AIM OF THE TASK - Print, exactly and with both ends included, the lines below that run from the one containing "Write a component" to the one containing "const [active, setActive]". Pictures are omitted.

Web page code records:
----

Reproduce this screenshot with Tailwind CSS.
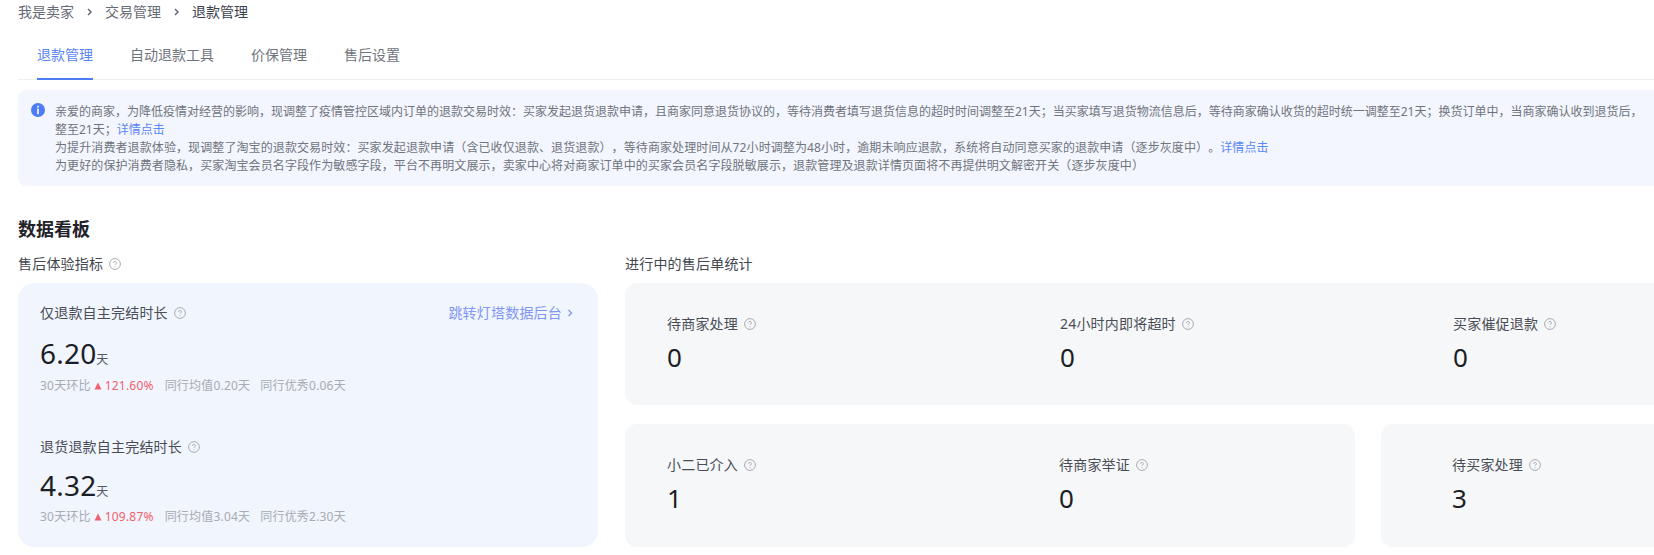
<!doctype html>
<html lang="zh">
<head>
<meta charset="utf-8">
<script src="https://cdn.jsdelivr.net/npm/@tailwindcss/browser@4"></script>
</head>
<body class="bg-white overflow-hidden h-[555px] w-[1654px] font-['Noto_Sans','Noto_Sans_CJK_SC',sans-serif]">
<div class="w-[1900px] pl-[18px]">
  <nav class="h-6 flex items-center gap-[11px] text-sm text-[#666b76]">
    <span>我是卖家</span>
    <svg class="w-[9px] h-[10px]" viewBox="0 0 9 10" fill="none" stroke="currentColor" stroke-width="1.5"><path d="M3 2l3 3-3 3"/></svg>
    <span>交易管理</span>
    <svg class="w-[9px] h-[10px]" viewBox="0 0 9 10" fill="none" stroke="currentColor" stroke-width="1.5"><path d="M3 2l3 3-3 3"/></svg>
    <span class="text-[#3d4250]">退款管理</span>
  </nav>
  <div class="mt-[7px] h-[49px] flex gap-[37px] pl-[19px] border-b border-[#eeeff1] text-sm text-[#70747d]">
    <span class="h-[49px] pt-[14px] border-b-2 border-[#4d7cf5] text-[#5b86f5]">退款管理</span>
    <span class="pt-[14px]">自动退款工具</span>
    <span class="pt-[14px]">价保管理</span>
    <span class="pt-[14px]">售后设置</span>
  </div>
  <div class="mt-[10px] h-24 rounded-lg bg-[#f3f6fe] flex text-xs leading-[18px] text-[#70747d]">
    <svg class="ml-[13px] mt-[13px] w-[14px] h-[14px] shrink-0" viewBox="0 0 14 14"><circle cx="7" cy="7" r="7" fill="#4d7cf5"/><rect x="6.2" y="2.8" width="1.6" height="1.7" fill="#fff"/><rect x="6.2" y="5.6" width="1.6" height="5.6" fill="#fff"/></svg>
    <div class="ml-[10px] pt-[13px] w-[1700px] [text-spacing-trim:space-all]">
      <div class="whitespace-nowrap">亲爱的商家&#65292;为降低疫情对经营的影响&#65292;现调整了疫情管控区域内订单的退款交易时效&#65306;买家发起退货退款申请&#65292;且商家同意退货协议的&#65292;等待消费者填写退货信息的超时时间调整至21天&#65307;当买家填写退货物流信息后&#65292;等待商家确认收货的超时统一调整至21天&#65307;换货订单中&#65292;当商家确认收到退货后&#65292;</div>
      <div>整至21天&#65307;<span class="text-[#5b86f5]">详情点击</span></div>
      <div class="tracking-[0.1px]">为提升消费者退款体验&#65292;现调整了淘宝的退款交易时效&#65306;买家发起退款申请&#65288;含已收仅退款、退货退款&#65289;&#65292;等待商家处理时间从72小时调整为48小时&#65292;逾期未响应退款&#65292;系统将自动同意买家的退款申请&#65288;逐步灰度中&#65289;。<span class="text-[#5b86f5]">详情点击</span></div>
      <div class="tracking-[0.1px]">为更好的保护消费者隐私&#65292;买家淘宝会员名字段作为敏感字段&#65292;平台不再明文展示&#65292;卖家中心将对商家订单中的买家会员名字段脱敏展示&#65292;退款管理及退款详情页面将不再提供明文解密开关&#65288;逐步灰度中&#65289;</div>
    </div>
  </div>
  <h2 class="mt-[31px] text-lg leading-6 font-bold text-[#1f2229]">数据看板</h2>
  <div class="mt-[13px] flex gap-[27px] tracking-[0.2px]">
    <section class="w-[580px] shrink-0">
      <div class="h-5 flex items-center gap-[6px] text-sm text-[#43464f]">售后体验指标
        <svg class="w-3 h-3 text-[#a9acb3]" viewBox="0 0 12 12" fill="none" stroke="currentColor"><circle cx="6" cy="6" r="5.4"/><path d="M4.6 4.8a1.4 1.4 0 1 1 2.1 1.2c-.5.3-.7.5-.7 1.1M6 8.3v.9"/></svg>
      </div>
      <div class="mt-[9px] h-[264px] rounded-2xl bg-[#f1f5fe] px-[22px] pt-[20px]">
        <div class="flex justify-between h-5 items-center text-sm">
          <span class="flex items-center gap-[6px] text-[#4a4d56]">仅退款自主完结时长
            <svg class="w-3 h-3 text-[#a9acb3]" viewBox="0 0 12 12" fill="none" stroke="currentColor"><circle cx="6" cy="6" r="5.4"/><path d="M4.6 4.8a1.4 1.4 0 1 1 2.1 1.2c-.5.3-.7.5-.7 1.1M6 8.3v.9"/></svg>
          </span>
          <span class="flex items-center gap-[4px] text-[#7f96f2]">跳转灯塔数据后台
            <svg class="w-2 h-2 mr-[2px]" viewBox="0 0 8 8" fill="none" stroke="currentColor" stroke-width="1.3"><path d="M2.5 1l3 3-3 3"/></svg>
          </span>
        </div>
        <div class="mt-[9px] h-[42px] flex items-baseline text-[#1b1e25]"><span class="text-[28px] leading-[42px]">6.20</span><span class="text-xs text-[#55585f]">天</span></div>
        <div class="mt-[2px] h-5 flex items-center text-xs text-[#a8abb2]">30天环比
          <svg class="mx-[3px] w-2 h-2" viewBox="0 0 8 8"><path d="M4 0.5L7.5 7.5H0.5z" fill="#f0616d"/></svg>
          <span class="text-[#f0616d]">121.60%</span><span class="ml-[11px]">同行均值0.20天</span><span class="ml-[10px]">同行优秀0.06天</span>
        </div>
        <div class="mt-[41px] h-5 flex items-center gap-[6px] text-sm text-[#4a4d56]">退货退款自主完结时长
          <svg class="w-3 h-3 text-[#a9acb3]" viewBox="0 0 12 12" fill="none" stroke="currentColor"><circle cx="6" cy="6" r="5.4"/><path d="M4.6 4.8a1.4 1.4 0 1 1 2.1 1.2c-.5.3-.7.5-.7 1.1M6 8.3v.9"/></svg>
        </div>
        <div class="mt-[7px] h-[42px] flex items-baseline text-[#1b1e25]"><span class="text-[28px] leading-[42px]">4.32</span><span class="text-xs text-[#55585f]">天</span></div>
        <div class="mt-[1px] h-5 flex items-center text-xs text-[#a8abb2]">30天环比
          <svg class="mx-[3px] w-2 h-2" viewBox="0 0 8 8"><path d="M4 0.5L7.5 7.5H0.5z" fill="#f0616d"/></svg>
          <span class="text-[#f0616d]">109.87%</span><span class="ml-[11px]">同行均值3.04天</span><span class="ml-[10px]">同行优秀2.30天</span>
        </div>
      </div>
    </section>
    <section class="flex-1">
      <div class="h-5 flex items-center text-sm text-[#43464f]">进行中的售后单统计</div>
      <div class="mt-[9px] h-[122px] rounded-xl bg-[#f6f7f9] pl-[42px] pt-[31px] grid grid-cols-[393px_393px_393px]">
        <div><div class="h-5 flex items-center gap-[6px] text-sm text-[#4a4d56]">待商家处理
          <svg class="w-3 h-3 text-[#a9acb3]" viewBox="0 0 12 12" fill="none" stroke="currentColor"><circle cx="6" cy="6" r="5.4"/><path d="M4.6 4.8a1.4 1.4 0 1 1 2.1 1.2c-.5.3-.7.5-.7 1.1M6 8.3v.9"/></svg></div><div class="mt-[5px] text-[26px] leading-[36px] text-[#1b1e25]">0</div></div>
        <div><div class="h-5 flex items-center gap-[6px] text-sm text-[#4a4d56]">24小时内即将超时
          <svg class="w-3 h-3 text-[#a9acb3]" viewBox="0 0 12 12" fill="none" stroke="currentColor"><circle cx="6" cy="6" r="5.4"/><path d="M4.6 4.8a1.4 1.4 0 1 1 2.1 1.2c-.5.3-.7.5-.7 1.1M6 8.3v.9"/></svg></div><div class="mt-[5px] text-[26px] leading-[36px] text-[#1b1e25]">0</div></div>
        <div><div class="h-5 flex items-center gap-[6px] text-sm text-[#4a4d56]">买家催促退款
          <svg class="w-3 h-3 text-[#a9acb3]" viewBox="0 0 12 12" fill="none" stroke="currentColor"><circle cx="6" cy="6" r="5.4"/><path d="M4.6 4.8a1.4 1.4 0 1 1 2.1 1.2c-.5.3-.7.5-.7 1.1M6 8.3v.9"/></svg></div><div class="mt-[5px] text-[26px] leading-[36px] text-[#1b1e25]">0</div></div>
      </div>
      <div class="mt-[19px] flex gap-[26px]">
        <div class="w-[730px] h-[123px] shrink-0 rounded-xl bg-[#f6f7f9] pl-[42px] pt-[31px] grid grid-cols-[392px_296px]">
          <div><div class="h-5 flex items-center gap-[6px] text-sm text-[#4a4d56]">小二已介入
            <svg class="w-3 h-3 text-[#a9acb3]" viewBox="0 0 12 12" fill="none" stroke="currentColor"><circle cx="6" cy="6" r="5.4"/><path d="M4.6 4.8a1.4 1.4 0 1 1 2.1 1.2c-.5.3-.7.5-.7 1.1M6 8.3v.9"/></svg></div><div class="mt-[5px] text-[26px] leading-[36px] text-[#1b1e25]">1</div></div>
          <div><div class="h-5 flex items-center gap-[6px] text-sm text-[#4a4d56]">待商家举证
            <svg class="w-3 h-3 text-[#a9acb3]" viewBox="0 0 12 12" fill="none" stroke="currentColor"><circle cx="6" cy="6" r="5.4"/><path d="M4.6 4.8a1.4 1.4 0 1 1 2.1 1.2c-.5.3-.7.5-.7 1.1M6 8.3v.9"/></svg></div><div class="mt-[5px] text-[26px] leading-[36px] text-[#1b1e25]">0</div></div>
        </div>
        <div class="flex-1 h-[123px] rounded-xl bg-[#f6f7f9] pl-[71px] pt-[31px]">
          <div class="h-5 flex items-center gap-[6px] text-sm text-[#4a4d56]">待买家处理
            <svg class="w-3 h-3 text-[#a9acb3]" viewBox="0 0 12 12" fill="none" stroke="currentColor"><circle cx="6" cy="6" r="5.4"/><path d="M4.6 4.8a1.4 1.4 0 1 1 2.1 1.2c-.5.3-.7.5-.7 1.1M6 8.3v.9"/></svg></div><div class="mt-[5px] text-[26px] leading-[36px] text-[#1b1e25]">3</div>
        </div>
      </div>
    </section>
  </div>
</div>
</body>
</html>
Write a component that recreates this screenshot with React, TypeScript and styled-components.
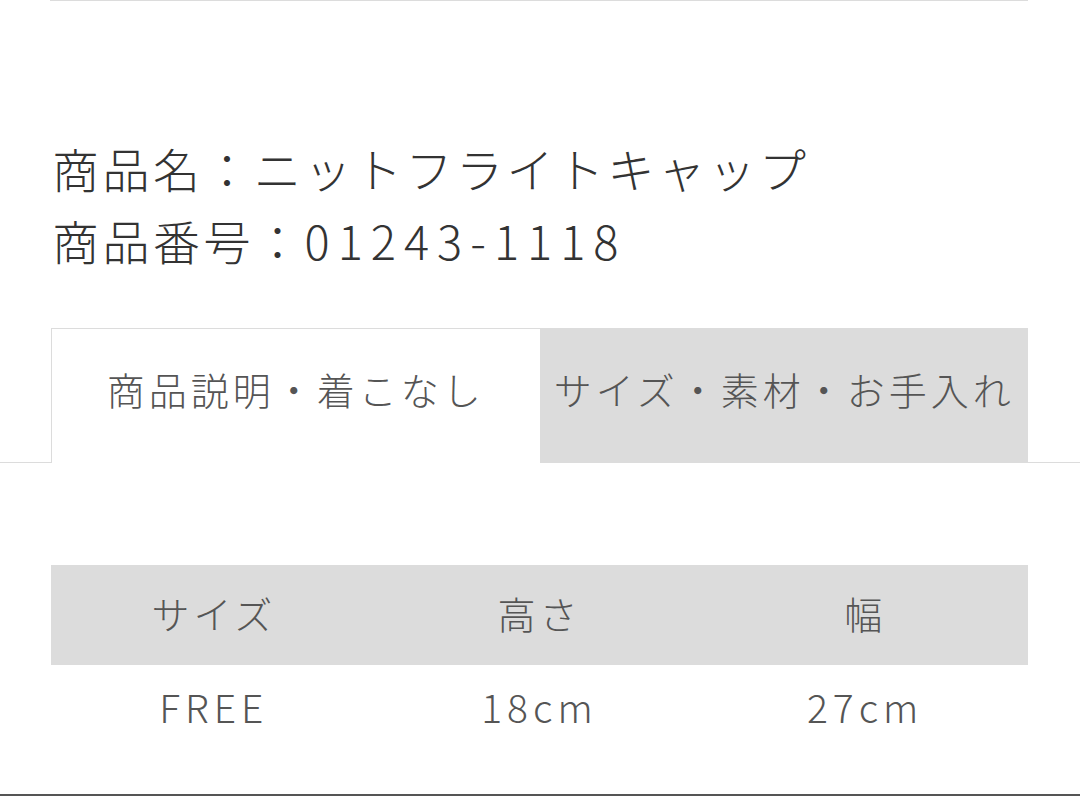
import React, { useState } from 'react'
import styled, { createGlobalStyle } from 'styled-components'

const GlobalStyle = createGlobalStyle`
  html, body {
    margin: 0;
    padding: 0;
    background: #fff;
  }
  body {
    font-family: 'Noto Sans CJK JP', 'Noto Sans', sans-serif;
    color: #333;
  }
`

const tabs = ['商品説明・着こなし', 'サイズ・素材・お手入れ']

const sizes = [{ size: 'FREE', height: '18cm', width: '27cm' }]

const App = () => {
  const [active, setActive] = useState<number>(0)

  return (
    <Page>
      <GlobalStyle />
      <TopRule />
      <ProductInfo>
        <InfoLine>商品名：ニットフライトキャップ</InfoLine>
        <InfoLine>
          商品番号：<Code>01243-1118</Code>
        </InfoLine>
      </ProductInfo>
      <TabBar>
        <TabList>
          {tabs.map((label, i) => (
            <Tab key={label} $active={active === i} onClick={() => setActive(i)}>
              {label}
            </Tab>
          ))}
        </TabList>
      </TabBar>
      <SizeTable>
        <thead>
          <tr>
            <HeadCell>サイズ</HeadCell>
            <HeadCell>高さ</HeadCell>
            <HeadCell>幅</HeadCell>
          </tr>
        </thead>
        <tbody>
          {sizes.map((row) => (
            <tr key={row.size}>
              <BodyCell>{row.size}</BodyCell>
              <BodyCell>{row.height}</BodyCell>
              <BodyCell>{row.width}</BodyCell>
            </tr>
          ))}
        </tbody>
      </SizeTable>
      <BottomRule />
    </Page>
  )
}

const Page = styled.div`
  width: 1080px;
  height: 796px;
  overflow: hidden;
  display: flex;
  flex-direction: column;
`
const TopRule = styled.div`
  margin: 0 52px 0 50px;
  height: 1px;
  background: #dcdcdc;
`
const ProductInfo = styled.div`
  margin: 131px 0 0 52px;
  display: flex;
  flex-direction: column;
`
const InfoLine = styled.p`
  margin: 0;
  font-size: 47px;
  font-weight: 300;
  line-height: 72px;
  letter-spacing: 3.5px;
  color: #333;
`
const Code = styled.span`
  letter-spacing: 8px;
`
const TabBar = styled.div`
  margin-top: 52px;
  border-bottom: 1px solid #dcdcdc;
`
const TabList = styled.div`
  margin: 0 52px 0 51px;
  display: grid;
  grid-template-columns: 1fr 1fr;
`
const Tab = styled.button<{ $active: boolean }>`
  height: 135px;
  margin-bottom: -1px;
  padding: 0 0 16px;
  border: none;
  border-top: 1px solid #dcdcdc;
  border-left: 1px solid ${({ $active }) => ($active ? '#dcdcdc' : 'transparent')};
  background: ${({ $active }) => ($active ? '#fff' : '#dcdcdc')};
  font-family: inherit;
  font-size: 38px;
  font-weight: 300;
  letter-spacing: 4px;
  color: #555;
  cursor: pointer;
`
const SizeTable = styled.table`
  margin: 102px 52px 0 51px;
  width: 977px;
  border-collapse: collapse;
  table-layout: fixed;
`
const HeadCell = styled.th`
  height: 94px;
  padding: 0 0 6px;
  background: #dcdcdc;
  font-weight: 300;
  font-size: 38px;
  letter-spacing: 4px;
  color: #555;
`
const BodyCell = styled.td`
  height: 82px;
  padding: 0 0 18px;
  text-align: center;
  font-size: 39px;
  font-weight: 300;
  letter-spacing: 5px;
  color: #555;
`
const BottomRule = styled.div`
  margin-top: auto;
  height: 2px;
  background: #555;
`

export default App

----

WRITTEN REPLY -
Write a component that recreates this screenshot with React, TypeScript and styled-components.
import React, { useState } from 'react'
import styled, { createGlobalStyle } from 'styled-components'

const GlobalStyle = createGlobalStyle`
  html, body {
    margin: 0;
    padding: 0;
    background: #fff;
  }
  body {
    font-family: 'Noto Sans CJK JP', 'Noto Sans', sans-serif;
    color: #333;
  }
`

const tabs = ['商品説明・着こなし', 'サイズ・素材・お手入れ']

const sizes = [{ size: 'FREE', height: '18cm', width: '27cm' }]

const App = () => {
  const [active, setActive] = useState<number>(0)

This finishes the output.